The request:
Where a line in the listing contains the string "index", copy that line out.

Information shown:

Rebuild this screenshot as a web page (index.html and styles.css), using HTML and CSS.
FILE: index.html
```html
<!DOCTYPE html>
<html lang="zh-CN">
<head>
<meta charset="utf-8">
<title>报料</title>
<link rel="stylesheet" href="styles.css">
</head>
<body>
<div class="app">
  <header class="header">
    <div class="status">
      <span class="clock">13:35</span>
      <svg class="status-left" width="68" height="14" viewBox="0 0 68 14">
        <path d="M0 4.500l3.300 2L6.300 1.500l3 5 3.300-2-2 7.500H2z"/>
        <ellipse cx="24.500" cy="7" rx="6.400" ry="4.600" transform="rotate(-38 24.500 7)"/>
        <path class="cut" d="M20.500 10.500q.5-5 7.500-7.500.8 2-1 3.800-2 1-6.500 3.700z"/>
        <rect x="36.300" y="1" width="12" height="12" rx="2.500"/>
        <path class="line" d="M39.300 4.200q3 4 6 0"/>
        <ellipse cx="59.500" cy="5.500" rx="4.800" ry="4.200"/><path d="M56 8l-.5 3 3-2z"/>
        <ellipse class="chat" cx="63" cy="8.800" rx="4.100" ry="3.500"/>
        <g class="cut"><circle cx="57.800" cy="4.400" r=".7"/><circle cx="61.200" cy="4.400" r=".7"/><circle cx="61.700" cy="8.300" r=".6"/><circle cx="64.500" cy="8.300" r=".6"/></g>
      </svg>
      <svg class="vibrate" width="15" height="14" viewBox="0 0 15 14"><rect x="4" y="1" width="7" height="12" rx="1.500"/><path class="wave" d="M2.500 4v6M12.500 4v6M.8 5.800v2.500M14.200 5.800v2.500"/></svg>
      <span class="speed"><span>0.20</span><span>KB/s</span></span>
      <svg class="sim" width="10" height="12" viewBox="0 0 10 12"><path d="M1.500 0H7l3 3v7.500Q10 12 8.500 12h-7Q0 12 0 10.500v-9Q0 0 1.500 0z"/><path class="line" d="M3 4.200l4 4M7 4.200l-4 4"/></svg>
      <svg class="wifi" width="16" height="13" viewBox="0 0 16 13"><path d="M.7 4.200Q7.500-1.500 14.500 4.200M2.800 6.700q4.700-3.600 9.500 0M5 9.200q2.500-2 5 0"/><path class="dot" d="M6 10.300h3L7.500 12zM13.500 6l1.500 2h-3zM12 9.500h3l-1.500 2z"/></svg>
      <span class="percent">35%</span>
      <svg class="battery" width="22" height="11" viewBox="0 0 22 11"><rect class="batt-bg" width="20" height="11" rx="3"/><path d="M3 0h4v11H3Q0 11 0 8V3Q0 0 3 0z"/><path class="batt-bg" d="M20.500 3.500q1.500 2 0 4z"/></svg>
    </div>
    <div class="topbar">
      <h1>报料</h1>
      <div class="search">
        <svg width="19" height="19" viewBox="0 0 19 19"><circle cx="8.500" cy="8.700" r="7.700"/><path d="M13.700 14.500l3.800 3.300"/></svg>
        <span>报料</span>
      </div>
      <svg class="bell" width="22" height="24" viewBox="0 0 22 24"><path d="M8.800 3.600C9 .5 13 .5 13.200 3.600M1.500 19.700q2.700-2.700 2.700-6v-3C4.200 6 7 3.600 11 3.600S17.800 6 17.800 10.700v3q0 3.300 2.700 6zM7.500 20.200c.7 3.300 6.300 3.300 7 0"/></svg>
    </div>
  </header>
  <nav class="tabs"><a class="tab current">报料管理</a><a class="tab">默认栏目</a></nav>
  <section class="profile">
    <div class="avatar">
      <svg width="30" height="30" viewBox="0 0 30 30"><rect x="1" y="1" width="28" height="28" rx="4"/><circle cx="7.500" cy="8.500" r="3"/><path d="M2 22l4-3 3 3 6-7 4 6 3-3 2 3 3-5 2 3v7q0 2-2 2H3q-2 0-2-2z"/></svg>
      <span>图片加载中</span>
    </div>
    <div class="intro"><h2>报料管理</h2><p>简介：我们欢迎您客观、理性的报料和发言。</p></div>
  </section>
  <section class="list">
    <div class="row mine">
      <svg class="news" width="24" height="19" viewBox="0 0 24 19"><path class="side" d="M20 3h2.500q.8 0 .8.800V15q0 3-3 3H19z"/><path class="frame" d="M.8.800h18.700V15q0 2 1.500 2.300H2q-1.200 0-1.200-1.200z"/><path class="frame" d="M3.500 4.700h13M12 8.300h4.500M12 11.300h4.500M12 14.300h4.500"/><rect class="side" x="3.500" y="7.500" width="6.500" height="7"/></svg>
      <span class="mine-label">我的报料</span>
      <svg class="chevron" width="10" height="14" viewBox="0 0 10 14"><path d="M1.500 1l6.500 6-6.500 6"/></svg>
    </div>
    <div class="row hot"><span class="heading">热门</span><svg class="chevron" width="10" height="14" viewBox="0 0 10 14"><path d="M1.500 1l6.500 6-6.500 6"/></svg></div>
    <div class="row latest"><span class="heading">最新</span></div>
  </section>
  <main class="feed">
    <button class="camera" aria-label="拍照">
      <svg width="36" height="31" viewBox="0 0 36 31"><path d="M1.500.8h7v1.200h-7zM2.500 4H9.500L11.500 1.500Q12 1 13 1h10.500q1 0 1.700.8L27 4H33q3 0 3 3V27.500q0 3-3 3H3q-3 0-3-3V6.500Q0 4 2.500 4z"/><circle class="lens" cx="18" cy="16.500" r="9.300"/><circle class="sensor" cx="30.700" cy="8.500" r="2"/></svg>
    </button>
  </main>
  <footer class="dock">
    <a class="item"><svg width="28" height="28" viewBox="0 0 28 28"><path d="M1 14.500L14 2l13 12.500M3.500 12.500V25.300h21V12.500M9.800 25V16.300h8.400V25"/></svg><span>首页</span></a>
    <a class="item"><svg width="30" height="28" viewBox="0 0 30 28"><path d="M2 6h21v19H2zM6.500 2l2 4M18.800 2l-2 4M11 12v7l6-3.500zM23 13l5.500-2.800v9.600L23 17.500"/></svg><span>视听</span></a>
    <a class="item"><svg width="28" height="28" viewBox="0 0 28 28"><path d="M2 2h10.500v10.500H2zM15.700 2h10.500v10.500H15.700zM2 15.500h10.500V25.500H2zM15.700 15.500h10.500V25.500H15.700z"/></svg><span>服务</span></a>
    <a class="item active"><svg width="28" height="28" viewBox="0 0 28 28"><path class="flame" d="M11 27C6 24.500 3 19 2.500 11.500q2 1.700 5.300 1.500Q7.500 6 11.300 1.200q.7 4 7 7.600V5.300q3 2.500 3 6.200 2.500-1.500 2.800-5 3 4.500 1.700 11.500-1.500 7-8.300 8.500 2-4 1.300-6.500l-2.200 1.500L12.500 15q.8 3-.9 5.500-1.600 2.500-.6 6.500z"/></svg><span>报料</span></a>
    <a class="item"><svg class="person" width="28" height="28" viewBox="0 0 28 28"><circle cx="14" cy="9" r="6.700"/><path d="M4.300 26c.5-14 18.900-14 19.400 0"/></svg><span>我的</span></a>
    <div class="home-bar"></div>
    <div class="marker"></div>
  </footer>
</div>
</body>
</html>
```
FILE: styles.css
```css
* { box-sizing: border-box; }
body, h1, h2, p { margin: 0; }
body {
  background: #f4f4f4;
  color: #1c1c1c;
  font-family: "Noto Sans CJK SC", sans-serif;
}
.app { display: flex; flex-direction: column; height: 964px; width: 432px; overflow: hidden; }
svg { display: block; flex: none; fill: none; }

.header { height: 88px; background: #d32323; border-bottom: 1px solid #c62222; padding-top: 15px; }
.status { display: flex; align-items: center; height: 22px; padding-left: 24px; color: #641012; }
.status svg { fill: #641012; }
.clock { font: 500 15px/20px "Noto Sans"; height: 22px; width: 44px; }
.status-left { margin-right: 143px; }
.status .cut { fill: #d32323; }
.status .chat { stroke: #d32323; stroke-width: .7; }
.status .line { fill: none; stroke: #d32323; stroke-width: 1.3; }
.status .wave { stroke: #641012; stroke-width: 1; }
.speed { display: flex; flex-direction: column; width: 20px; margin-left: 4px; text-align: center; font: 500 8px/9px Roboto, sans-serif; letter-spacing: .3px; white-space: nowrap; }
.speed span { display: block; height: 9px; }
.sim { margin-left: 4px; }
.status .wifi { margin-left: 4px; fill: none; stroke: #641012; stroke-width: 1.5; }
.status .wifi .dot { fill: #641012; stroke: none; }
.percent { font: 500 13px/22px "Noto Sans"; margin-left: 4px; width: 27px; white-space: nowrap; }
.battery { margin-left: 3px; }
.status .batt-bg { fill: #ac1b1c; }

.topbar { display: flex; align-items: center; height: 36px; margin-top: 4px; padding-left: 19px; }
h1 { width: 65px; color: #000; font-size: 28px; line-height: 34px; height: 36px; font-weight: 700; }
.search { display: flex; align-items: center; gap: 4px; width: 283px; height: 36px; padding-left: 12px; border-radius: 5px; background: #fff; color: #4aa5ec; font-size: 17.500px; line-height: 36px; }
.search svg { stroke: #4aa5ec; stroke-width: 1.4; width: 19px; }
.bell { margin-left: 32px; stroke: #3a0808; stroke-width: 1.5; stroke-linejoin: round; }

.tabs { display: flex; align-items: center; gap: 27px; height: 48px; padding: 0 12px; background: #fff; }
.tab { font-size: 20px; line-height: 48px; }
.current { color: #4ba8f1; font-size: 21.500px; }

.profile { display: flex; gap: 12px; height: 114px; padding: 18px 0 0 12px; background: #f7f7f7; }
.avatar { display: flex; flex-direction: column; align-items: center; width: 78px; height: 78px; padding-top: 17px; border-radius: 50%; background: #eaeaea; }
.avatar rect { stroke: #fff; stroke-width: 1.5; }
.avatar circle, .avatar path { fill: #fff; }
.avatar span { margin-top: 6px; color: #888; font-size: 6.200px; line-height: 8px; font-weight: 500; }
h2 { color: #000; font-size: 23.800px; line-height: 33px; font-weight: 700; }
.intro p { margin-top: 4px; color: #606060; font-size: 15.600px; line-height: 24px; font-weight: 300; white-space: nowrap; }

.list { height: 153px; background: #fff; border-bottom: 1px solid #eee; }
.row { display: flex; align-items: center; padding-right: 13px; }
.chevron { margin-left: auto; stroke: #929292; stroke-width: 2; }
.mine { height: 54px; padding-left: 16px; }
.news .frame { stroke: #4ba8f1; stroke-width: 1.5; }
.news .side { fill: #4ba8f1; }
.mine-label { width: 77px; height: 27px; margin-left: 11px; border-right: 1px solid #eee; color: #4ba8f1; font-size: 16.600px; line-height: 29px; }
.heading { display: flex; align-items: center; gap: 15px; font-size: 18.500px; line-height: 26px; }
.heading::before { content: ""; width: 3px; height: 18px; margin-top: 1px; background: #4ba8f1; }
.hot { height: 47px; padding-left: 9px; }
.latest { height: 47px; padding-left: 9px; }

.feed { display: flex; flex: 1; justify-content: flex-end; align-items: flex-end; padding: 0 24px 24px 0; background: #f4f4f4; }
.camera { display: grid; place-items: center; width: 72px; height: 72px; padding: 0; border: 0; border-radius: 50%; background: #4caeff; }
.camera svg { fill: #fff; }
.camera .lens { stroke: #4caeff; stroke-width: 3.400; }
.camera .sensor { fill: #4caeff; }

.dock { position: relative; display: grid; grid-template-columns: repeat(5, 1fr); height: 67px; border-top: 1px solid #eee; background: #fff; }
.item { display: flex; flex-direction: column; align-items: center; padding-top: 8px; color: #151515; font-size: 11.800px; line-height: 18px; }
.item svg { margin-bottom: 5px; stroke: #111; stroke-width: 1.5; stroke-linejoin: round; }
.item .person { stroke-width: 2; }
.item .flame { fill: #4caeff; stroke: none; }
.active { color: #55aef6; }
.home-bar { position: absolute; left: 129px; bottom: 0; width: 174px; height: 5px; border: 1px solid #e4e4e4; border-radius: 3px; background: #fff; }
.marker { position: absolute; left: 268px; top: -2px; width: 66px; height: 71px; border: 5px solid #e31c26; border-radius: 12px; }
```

Task solution:
Rebuild this screenshot as a web page (index.html and styles.css), using HTML and CSS.
FILE: index.html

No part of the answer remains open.